The boys and girls homes are for kids 11 to 17 years old, and the couples frequently combine activities between the two. Friday night is typically reserved for pizza and game night, while the Blairs and Daltons have been able to find companionship in an unfamiliar place.
Both couples have integrated their families with foster children and they interact daily as if one family, but it was not a simple task in the beginning.
The Blairs have two adult boys, but their 10- and 15-year-old girls have been able to fit in seamlessly. For the Daltons, however, it was a bit more tricky. Moving three girls into a home with six boys was concerning. Separate living quarters eased those worries, though, and the move became much easier, despite some apprehension from some of their children.
“We knew the protocols and the paperwork side,” Autumn said. “But we didn’t know how they would behave or what would happen when they’re chasing each other around the house. It’s a learning experience, that’s for sure.”
Navigating unique family dynamics
Both families have attempted to create a big, happy family, but one of the biggest obstacles is the frequent turnover in kids.
The Blairs have housed 20 kids in two years, while the Daltons have seen six in three months. The length of stay in one location for Abbott House children is around one year. Each scenario differs depending on the situation and needs of a child.
Although the foster parents attempt to stay in contact with girls who age out of the foster care system, watching kids leave just as they become comfortable in the house is the most difficult part of the program for them.
“It was a little rough, because we felt connected to the one we left,” Charlie said. “We felt connected with him, starting to get to know him and he was just starting to get to know us. It was a little rough the first time to know that he was going, but we know he’s getting the treatment he needs now.”
There is also a necessary understanding that most kids who come to stay would rather be somewhere else, whether it be with their birth parents or a relative. So, when kids move on, parents are sad to see them go, but also happy the kids are moving to a suitable place.
Parents also must balance imparting their beliefs and values upon their own children while simultaneously serving as parents for foster children who already have their own beliefs or have no beliefs, but limited time to learn them when bouncing from home to home.

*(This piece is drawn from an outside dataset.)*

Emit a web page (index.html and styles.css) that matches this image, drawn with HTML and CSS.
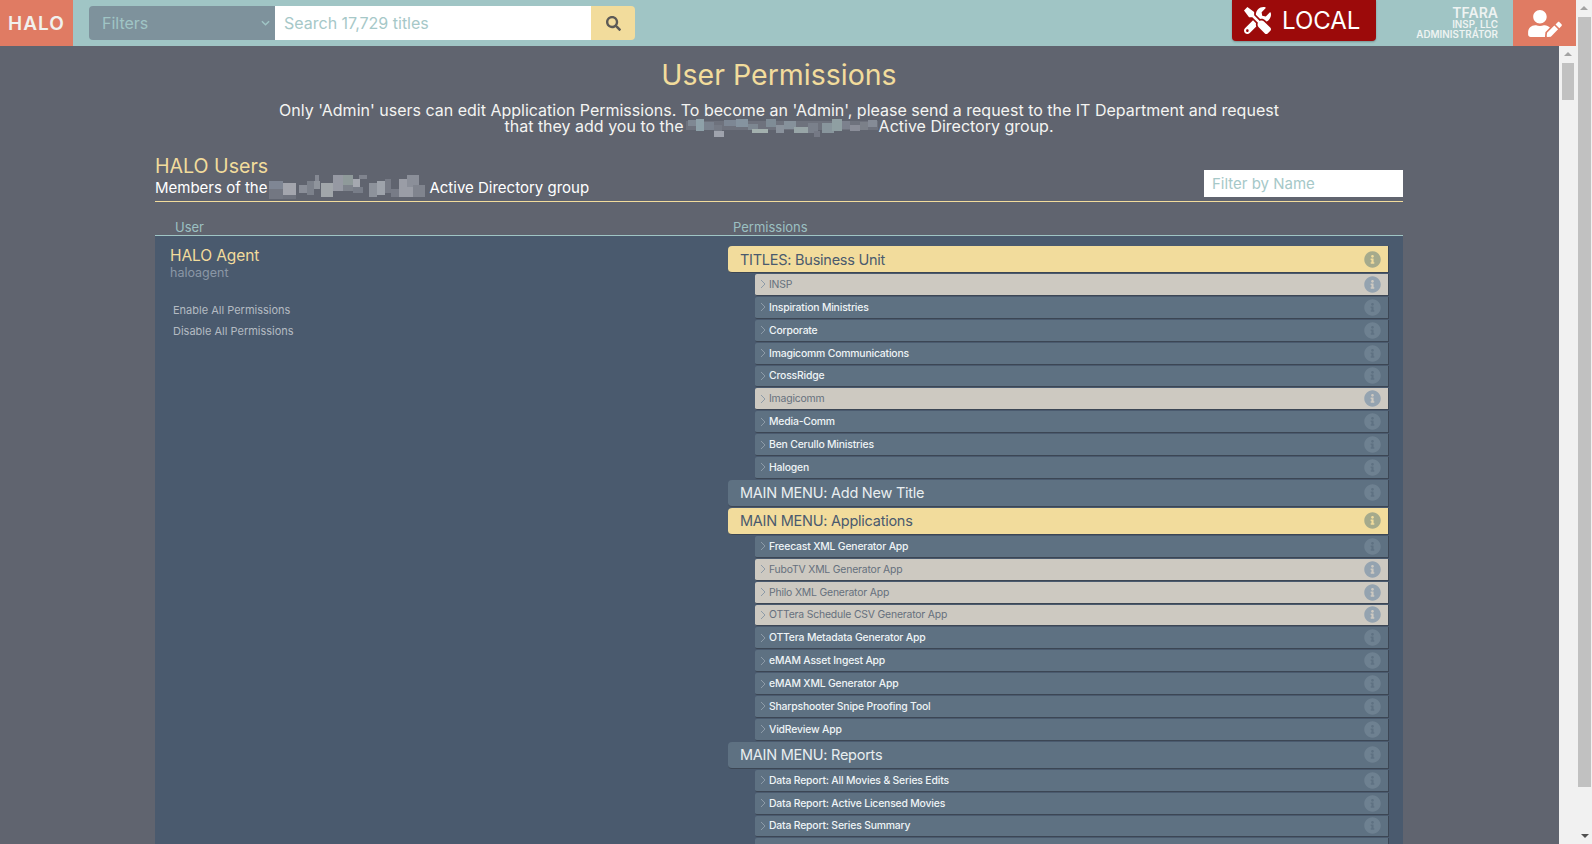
FILE: index.html
```html
<!DOCTYPE html>
<html lang="en">
<head>
<meta charset="utf-8">
<title>User Permissions</title>
<link rel="stylesheet" href="styles.css">
</head>
<body>
<svg class="defs" width="0" height="0"><defs>
<symbol id="info" viewBox="0 0 512 512"><path d="M256 8C119 8 8 119.1 8 256c0 137 111 248 248 248s248-111 248-248C504 119.1 393 8 256 8zm0 110c23.2 0 42 18.8 42 42s-18.8 42-42 42-42-18.8-42-42 18.8-42 42-42zm56 254c0 6.6-5.4 12-12 12h-88c-6.6 0-12-5.4-12-12v-24c0-6.6 5.4-12 12-12h12v-64h-12c-6.6 0-12-5.4-12-12v-24c0-6.6 5.4-12 12-12h64c6.6 0 12 5.4 12 12v100h12c6.6 0 12 5.4 12 12v24z"/></symbol>
<symbol id="chev" viewBox="0 0 6 10"><path d="M1 1l4 4-4 4" fill="none" stroke="currentColor" stroke-width="1"/></symbol>
</defs></svg>
<div class="window">
  <div class="app">
    <header class="topbar">
      <div class="logo">HALO</div>
      <div class="searchgroup">
        <div class="filters"><span>Filters</span><svg class="caret" viewBox="0 0 10 6"><path d="M1 1l4 4 4-4" fill="none" stroke="currentColor" stroke-width="1.6"/></svg></div>
        <div class="searchbox">Search 17,729 titles</div>
        <div class="searchbtn"><svg viewBox="0 0 512 512"><path d="M505 442.7L405.3 343c-4.5-4.5-10.6-7-17-7H372c27.6-35.3 44-79.7 44-128C416 93.1 322.9 0 208 0S0 93.1 0 208s93.1 208 208 208c48.3 0 92.7-16.4 128-44v16.3c0 6.4 2.5 12.5 7 17l99.7 99.7c9.4 9.4 24.6 9.4 33.9 0l28.3-28.3c9.4-9.4 9.4-24.6.1-34zM208 336c-70.7 0-128-57.2-128-128 0-70.7 57.2-128 128-128 70.7 0 128 57.2 128 128 0 70.7-57.2 128-128 128z"/></svg></div>
      </div>
      <div class="env"><svg viewBox="0 0 512 512"><path d="M501.1 395.7L384 278.6c-23.1-23.1-57.6-27.6-85.4-13.9L192 158.1V96L64 0 0 64l96 128h62.1l106.6 106.6c-13.6 27.8-9.2 62.3 13.9 85.4l117.1 117.1c14.6 14.6 38.2 14.6 52.7 0l52.7-52.7c14.5-14.6 14.5-38.2 0-52.7zM331.7 225c28.3 0 54.9 11 74.9 31l19.4 19.4c15.8-6.9 30.8-16.5 43.8-29.5 37.1-37.1 49.7-89.3 37.9-136.7-2.2-9-13.5-12.1-20.1-5.5l-74.4 74.4-67.9-11.3L334 98.9l74.4-74.4c6.6-6.6 3.4-17.9-5.7-20.2-47.4-11.7-99.6.9-136.6 37.9-28.5 28.5-41.9 66.1-41.2 103.6l82.1 82.1c8.1-1.9 16.5-2.9 24.7-2.9zm-103.9 82l-56.7-56.7L18.7 402.8c-25 25-25 65.5 0 90.5s65.5 25 90.5 0l123.6-123.6c-7.6-19.9-9.9-41.6-5-62.7zM64 472c-13.2 0-24-10.8-24-24 0-13.3 10.7-24 24-24s24 10.7 24 24c0 13.2-10.7 24-24 24z"/></svg><span>LOCAL</span></div>
      <div class="who"><div class="who-name">TFARA</div><div class="who-sub">INSP, LLC</div><div class="who-sub">ADMINISTRATOR</div></div>
      <div class="avatar"><svg viewBox="0 0 640 512"><path d="M224 256c70.7 0 128-57.3 128-128S294.7 0 224 0 96 57.3 96 128s57.3 128 128 128zm89.6 32h-16.7c-22.2 10.2-46.9 16-72.9 16s-50.6-5.8-72.9-16h-16.7C60.2 288 0 348.2 0 422.4V464c0 26.5 21.5 48 48 48h274.9c-2.4-6.8-3.4-14-2.6-21.3l6.8-60.9 1.2-11.1 7.9-7.9 77.3-77.3c-24.5-27.7-60-45.5-99.9-45.5zm45.3 145.3l-6.8 61c-1.1 10.2 7.5 18.8 17.6 17.6l60.9-6.8 137.9-137.9-71.7-71.7-137.9 137.8zM633 268.9L595.1 231c-9.3-9.3-24.5-9.3-33.8 0l-37.8 37.8-4.1 4.1 71.8 71.7 41.8-41.8c9.3-9.4 9.3-24.5 0-33.9z"/></svg></div>
    </header>
    <div class="body">
      <main class="content">
        <h1 class="title">User Permissions</h1>
        <p class="notice">Only 'Admin' users can edit Application Permissions. To become an 'Admin', please send a request to the IT Department and request<br>that they add you to the<span class="mask mask-a"><svg viewBox="0 0 192 20" width="192" height="20" shape-rendering="crispEdges"><rect x="0" y="4" width="192" height="9" fill="#6e727d"/><rect x="2" y="3" width="8" height="6" fill="#7f8893"/><rect x="10" y="2" width="8" height="12" fill="#8ea1a9"/><rect x="18" y="5" width="10" height="8" fill="#7a828e"/><rect x="28" y="14" width="10" height="6" fill="#9fa3ad"/><rect x="28" y="8" width="8" height="6" fill="#757a85"/><rect x="38" y="3" width="12" height="6" fill="#7d8794"/><rect x="50" y="2" width="12" height="8" fill="#85939f"/><rect x="62" y="7" width="10" height="6" fill="#7d8791"/><rect x="66" y="12" width="16" height="4" fill="#a3b0ae"/><rect x="80" y="2" width="10" height="8" fill="#7f8c96"/><rect x="90" y="8" width="8" height="8" fill="#8a929c"/><rect x="98" y="4" width="12" height="8" fill="#86919b"/><rect x="108" y="10" width="14" height="6" fill="#98a5a7"/><rect x="122" y="6" width="10" height="10" fill="#7a808b"/><rect x="128" y="14" width="6" height="6" fill="#757985"/><rect x="136" y="6" width="12" height="10" fill="#88959c"/><rect x="146" y="2" width="10" height="12" fill="#8f9fa2"/><rect x="156" y="4" width="8" height="8" fill="#7c818d"/><rect x="164" y="8" width="10" height="6" fill="#8a8d98"/><rect x="174" y="5" width="8" height="8" fill="#7b8089"/><rect x="182" y="3" width="9" height="7" fill="#858b96"/></svg></span>Active Directory group.</p>
        <section class="wrap">
          <div class="usershead">
            <div>
              <h2 class="users-title">HALO Users</h2>
              <div class="users-sub">Members of the<span class="mask mask-b"><svg viewBox="0 0 160 24" width="160" height="24" shape-rendering="crispEdges"><rect x="0" y="6" width="14" height="8" fill="#7f8694"/><rect x="0" y="14" width="14" height="10" fill="#737782"/><rect x="14" y="8" width="13" height="12" fill="#a3a5ad"/><rect x="14" y="20" width="13" height="4" fill="#6f737e"/><rect x="30" y="10" width="8" height="8" fill="#8a8e98"/><rect x="38" y="6" width="7" height="14" fill="#7c818b"/><rect x="46" y="0" width="4" height="6" fill="#858993"/><rect x="45" y="6" width="6" height="8" fill="#8f949c"/><rect x="52" y="8" width="12" height="14" fill="#a1a6aa"/><rect x="64" y="0" width="10" height="16" fill="#9699a3"/><rect x="74" y="0" width="10" height="10" fill="#8f9a9a"/><rect x="74" y="10" width="10" height="6" fill="#7e838c"/><rect x="84" y="4" width="7" height="8" fill="#a5a8b0"/><rect x="84" y="12" width="10" height="6" fill="#787d88"/><rect x="90" y="0" width="8" height="4" fill="#80848e"/><rect x="100" y="8" width="8" height="14" fill="#8d929b"/><rect x="108" y="6" width="8" height="14" fill="#9ea3ab"/><rect x="116" y="4" width="6" height="14" fill="#777b86"/><rect x="122" y="14" width="8" height="8" fill="#787c87"/><rect x="130" y="4" width="14" height="18" fill="#9a9da6"/><rect x="138" y="0" width="12" height="12" fill="#8b8f99"/><rect x="144" y="10" width="12" height="12" fill="#80848e"/></svg></span>Active Directory group</div>
            </div>
            <div class="namefilter">Filter by Name</div>
          </div>
          <div class="cols"><div class="col-user">User</div><div class="col-perm">Permissions</div></div>
          <div class="panel">
            <div class="user">
              <div class="user-name">HALO Agent</div>
              <div class="user-login">haloagent</div>
              <div class="user-act first">Enable All Permissions</div>
              <div class="user-act">Disable All Permissions</div>
            </div>
            <div class="perms">
              <div class="grp on"><span>TITLES: Business Unit</span><svg class="i"><use href="#info"/></svg></div>
              <div class="row off"><svg class="c"><use href="#chev"/></svg><span>INSP</span><svg class="i"><use href="#info"/></svg></div>
              <div class="row"><svg class="c"><use href="#chev"/></svg><span>Inspiration Ministries</span><svg class="i"><use href="#info"/></svg></div>
              <div class="row"><svg class="c"><use href="#chev"/></svg><span>Corporate</span><svg class="i"><use href="#info"/></svg></div>
              <div class="row"><svg class="c"><use href="#chev"/></svg><span>Imagicomm Communications</span><svg class="i"><use href="#info"/></svg></div>
              <div class="row"><svg class="c"><use href="#chev"/></svg><span>CrossRidge</span><svg class="i"><use href="#info"/></svg></div>
              <div class="row off"><svg class="c"><use href="#chev"/></svg><span>Imagicomm</span><svg class="i"><use href="#info"/></svg></div>
              <div class="row"><svg class="c"><use href="#chev"/></svg><span>Media-Comm</span><svg class="i"><use href="#info"/></svg></div>
              <div class="row"><svg class="c"><use href="#chev"/></svg><span>Ben Cerullo Ministries</span><svg class="i"><use href="#info"/></svg></div>
              <div class="row"><svg class="c"><use href="#chev"/></svg><span>Halogen</span><svg class="i"><use href="#info"/></svg></div>
              <div class="grp"><span>MAIN MENU: Add New Title</span><svg class="i"><use href="#info"/></svg></div>
              <div class="grp on"><span>MAIN MENU: Applications</span><svg class="i"><use href="#info"/></svg></div>
              <div class="row"><svg class="c"><use href="#chev"/></svg><span>Freecast XML Generator App</span><svg class="i"><use href="#info"/></svg></div>
              <div class="row off"><svg class="c"><use href="#chev"/></svg><span>FuboTV XML Generator App</span><svg class="i"><use href="#info"/></svg></div>
              <div class="row off"><svg class="c"><use href="#chev"/></svg><span>Philo XML Generator App</span><svg class="i"><use href="#info"/></svg></div>
              <div class="row off"><svg class="c"><use href="#chev"/></svg><span>OTTera Schedule CSV Generator App</span><svg class="i"><use href="#info"/></svg></div>
              <div class="row"><svg class="c"><use href="#chev"/></svg><span>OTTera Metadata Generator App</span><svg class="i"><use href="#info"/></svg></div>
              <div class="row"><svg class="c"><use href="#chev"/></svg><span>eMAM Asset Ingest App</span><svg class="i"><use href="#info"/></svg></div>
              <div class="row"><svg class="c"><use href="#chev"/></svg><span>eMAM XML Generator App</span><svg class="i"><use href="#info"/></svg></div>
              <div class="row"><svg class="c"><use href="#chev"/></svg><span>Sharpshooter Snipe Proofing Tool</span><svg class="i"><use href="#info"/></svg></div>
              <div class="row"><svg class="c"><use href="#chev"/></svg><span>VidReview App</span><svg class="i"><use href="#info"/></svg></div>
              <div class="grp"><span>MAIN MENU: Reports</span><svg class="i"><use href="#info"/></svg></div>
              <div class="row"><svg class="c"><use href="#chev"/></svg><span>Data Report: All Movies &amp; Series Edits</span><svg class="i"><use href="#info"/></svg></div>
              <div class="row"><svg class="c"><use href="#chev"/></svg><span>Data Report: Active Licensed Movies</span><svg class="i"><use href="#info"/></svg></div>
              <div class="row"><svg class="c"><use href="#chev"/></svg><span>Data Report: Series Summary</span><svg class="i"><use href="#info"/></svg></div>
              <div class="row"></div>
            </div>
          </div>
        </section>
      </main>
      <aside class="innerbar"><div class="arrow"></div><div class="thumb"></div></aside>
    </div>
  </div>
  <aside class="outerbar"><div class="arrow"></div><div class="thumb"></div><div class="arrow down"></div></aside>
</div>
</body>
</html>
```
FILE: styles.css
```css
* { box-sizing: border-box; }
html, body { margin: 0; height: 100%; overflow: hidden; }
body { font-family: Inter, "Liberation Sans", sans-serif; background: #60646f; color: #fff; }
.defs { position: absolute; }
.window { display: flex; height: 844px; }
.app { width: 1576px; display: flex; flex-direction: column; height: 844px; }
.topbar { height: 46px; flex: none; background: #a0c5c5; display: flex; align-items: flex-start; }
.logo { width: 73px; height: 46px; background: #e07b63; color: #f1f1ee; font-size: 19px; font-weight: 600; letter-spacing: 1px; display: flex; align-items: center; justify-content: center; }
.searchgroup { display: flex; margin: 6px 0 0 16px; height: 34px; }
.filters { width: 186px; background: #7e929c; color: #a0c5c5; border-radius: 4px 0 0 4px; display: flex; align-items: center; justify-content: space-between; padding: 0 5px 0 13px; font-size: 16px; }
.caret { width: 9px; height: 6px; }
.searchbox { width: 316px; background: #fff; color: #a6c8c8; font-size: 16px; display: flex; align-items: center; padding-left: 9px; }
.searchbtn { width: 44px; background: #f2dc9c; border-radius: 0 4px 4px 0; display: flex; align-items: center; justify-content: center; }
.searchbtn svg { width: 15px; height: 15px; fill: #5c5a56; }
.env { margin-left: 597px; width: 144px; height: 41px; background: #9c0a0a; border-radius: 0 0 4px 4px; display: flex; align-items: center; padding-left: 12px; gap: 11px; font-size: 24px; color: #fff; box-shadow: 0 1px 2px rgba(0,0,0,.25); }
.env svg { width: 27px; height: 27px; fill: #fff; }
.who { width: 122px; margin-right: 15px; text-align: right; padding-top: 6px; color: #eef3f2; font-weight: 600; }
.who-name { font-size: 14px; line-height: 14px; }
.who-sub { font-size: 9.8px; line-height: 10px; }
.avatar { width: 63px; height: 46px; background: #e07b63; display: flex; align-items: center; justify-content: center; }
.avatar svg { width: 34px; height: 27px; fill: #fff; }
.body { flex: 1; display: flex; min-height: 0; }
.content { width: 1559px; padding: 0 156px 0 155px; overflow: hidden; }
.title { margin: 14px 0 0; font-size: 28.5px; line-height: 30px; font-weight: 400; color: #f2dc9c; text-align: center; }
.notice { margin: 12px 0 0; font-size: 16px; line-height: 16px; color: #f4f4f2; text-align: center; }
.mask { display: inline-block; position: relative; height: 16px; vertical-align: top; }
.mask svg { position: absolute; left: 0; display: block; filter: blur(.5px); }
.mask-a { width: 195px; }
.mask-a svg { top: -1px; left: 2px; }
.mask-b { width: 160px; height: 19px; margin-right: 2px; }
.mask-b svg { top: -3px; left: 2px; }
.wrap { margin-top: 20px; }
.usershead { display: flex; justify-content: space-between; align-items: flex-end; height: 48px; border-bottom: 1px solid #f2dc9c; padding-bottom: 4px; }
.users-title { margin: 0; font-size: 19.6px; line-height: 24px; font-weight: 400; color: #f2dc9c; }
.users-sub { font-size: 15px; line-height: 19px; color: #fff; }
.namefilter { width: 199px; height: 27px; background: #fff; color: #a6c8c8; font-size: 15px; padding-left: 8px; display: flex; align-items: center; }
.cols { display: flex; height: 34px; border-bottom: 1px solid #a0c5c5; align-items: flex-end; color: #9cc0c2; font-size: 13px; line-height: 16px; }
.col-user { width: 578px; padding-left: 20px; }
.panel { background: #4a5a6e; display: flex; min-height: 700px; padding-top: 10px; }
.user { width: 573px; padding-left: 15px; }
.user-name { font-size: 15.5px; line-height: 19px; color: #f2dc9c; letter-spacing: -.1px; }
.user-login { font-size: 12.5px; line-height: 15px; color: #8a97a6; }
.user-act { margin-left: 3px; font-size: 11px; line-height: 21px; color: #b4bac2; }
.user-act.first { margin-top: 20px; }
.perms { width: 661px; }
.grp { height: 27px; margin-bottom: 1px; display: flex; align-items: center; justify-content: space-between; padding: 0 7px 0 12px; background: #5e7182; color: #e9eef0; font-size: 14.5px; letter-spacing: -.25px; border-radius: 4px 0 0 4px; border-bottom: 1px solid #3c4654; border-right: 1px solid #3c4654; }
.grp.on { background: #f2dc9c; color: #4a5a6e; }
.row { height: 21.88px; margin-bottom: 1px; margin-left: 27px; display: flex; align-items: center; padding: 0 7px 0 5px; background: #5e7182; color: #eef4f6; font-size: 10.4px; letter-spacing: -.18px; font-weight: 500; border-radius: 2px 0 0 2px; border-bottom: 1px solid #3c4654; border-right: 1px solid #3c4654; }
.row.off { background: #cdc9c1; color: #66707d; font-weight: 400; }
.row span { flex: 1; }
.c { width: 6px; height: 10px; margin-right: 3px; color: #8d9ba8; }
.i { width: 17px; height: 17px; flex: none; }
.grp.on .i { fill: #5a7a7e; opacity: .5; }
.grp:not(.on) .i, .row:not(.off) .i { fill: #7a8c9b; opacity: .6; }
.row.off .i { fill: #6f8aa5; opacity: .6; }
.innerbar { width: 17px; background: #f1f1f1; padding: 0 2px 0 3px; }
.outerbar { width: 16px; background: #f1f1f1; padding: 0 1px 0 2px; display: flex; flex-direction: column; justify-content: flex-start; }
.arrow { height: 17px; position: relative; }
.arrow::after { content: ""; position: absolute; left: 2px; top: 6px; border-left: 4px solid transparent; border-right: 4px solid transparent; border-bottom: 4px solid #a3a3a3; }
.arrow.down { margin-top: auto; }
.arrow.down::after { border-bottom: 0; border-top: 4px solid #505050; top: 7px; left: 3px; }
.thumb { background: #c1c1c1; }
.innerbar .thumb { height: 37px; }
.outerbar .thumb { height: 770px; }
```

“A lot of times there’s not much foundation at all,” Roger said. “In a short time, you try to stabilize some kind of foundation for the long haul. A lot of times you don’t get much of that done before you move on and go somewhere else. You just try to lay blocks to stabilize their lives, but it’s really difficult. Sometimes everything just collapses down and doesn’t last.”
Now immersed in their new lives 850 miles from home, both families feel the decision to uproot their lives was correct.
At one point prior to moving, Autumn broached the idea of having more children, but Charlie declined. He had been involved in helping coach youth football for years and longed for a boy. Currently, he has five boys and gets to watch one of them play middle school football, while Autumn was thrilled to be able to purchase a “football mom” T-shirt.
“It’s been exactly what we expected,” Charlie said. “It’s been a little rough, but it’s been a little fun and it’s definitely been rewarding.”
With the new therapeutic homes now operating in Rapid City, Brandy sometimes wonders if that was their eventual calling. But as the idea swirls in her head on occasion, the true desire is to stay in Mitchell unless she hears another calling.
Such thoughts are infrequent for Roger, however. Their kids are thriving in school, they built relationships with foster kids and friends and family in the area, so Roger is happy to be rooted in Mitchell.
“It was a huge step for me to leave (Anderson) and come here,” Roger said. “I pretty much lived there my whole life. I figured I’d miss it a lot and I haven’t. That’s been a blessing for me. … Moving is not my thing.”